Types Of Leaching: Info On Leaching Garden Plants And Soil

Soil Field Flooded With Water
soil leaching
(Image credit: BryanE)

What is leaching? This is a commonly asked question. Let's learn more about types of leaching in plants and soil.

What is Leaching?

There are two types of leaching in the garden:

Leaching of soil

The soil in your garden is like a sponge. When rain falls, the soil near the top absorbs as much as possible, keeping the moisture available to the plants growing there. Once the soil is filled with all the water it can hold, the water begins to leak down through the layers of rock and subsoil beneath your garden. When the water sinks down, it takes soluble chemicals with it, such as nitrogen and other fertilizer components, as well as any pesticides you may have used. This is the first of the types of leaching. What soil type is most prone to leaching? The more porous the soil, the easier it is for chemicals to pass through. Pure sand is probably the best leaching type but isn't very hospitable to garden plants. In general, the more sand your garden soil has, the more likely it is that you will have excess leaching. On the other hand, soil with more of a clay component presents less of a leaching problem. Leaching in plants is more of an environmental concern than poor drainage. Once your pesticides have leached from the plants themselves down through your soil into the water table, they begin to affect the environment. This is one reason why many gardeners prefer organic methods of pest control.

Leaching of potted plants

Leaching in plants can happen in potting containers.
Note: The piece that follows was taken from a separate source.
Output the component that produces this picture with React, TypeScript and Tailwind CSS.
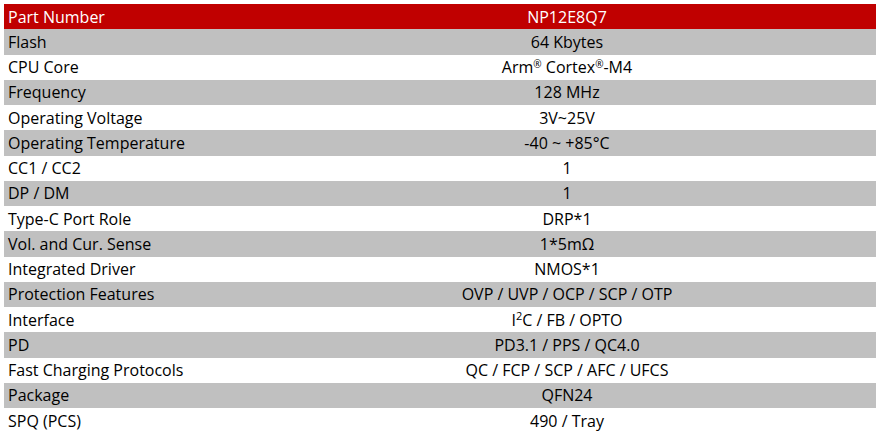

Once the chemicals have drained down through the soil, they can leave a crust of soluble salts on the surface, which makes it hard for the soil to absorb water. Removing this crust with water is the other type of leaching. Leaching garden plants grown in containers is the process of washing the salts from the surface of the soil. Pour large amounts of water through the soil until it runs freely from the bottom of the planter. Leave the container alone for about an hour, then do it again. Repeat the process until you don't see any more white covering on the surface of the soil.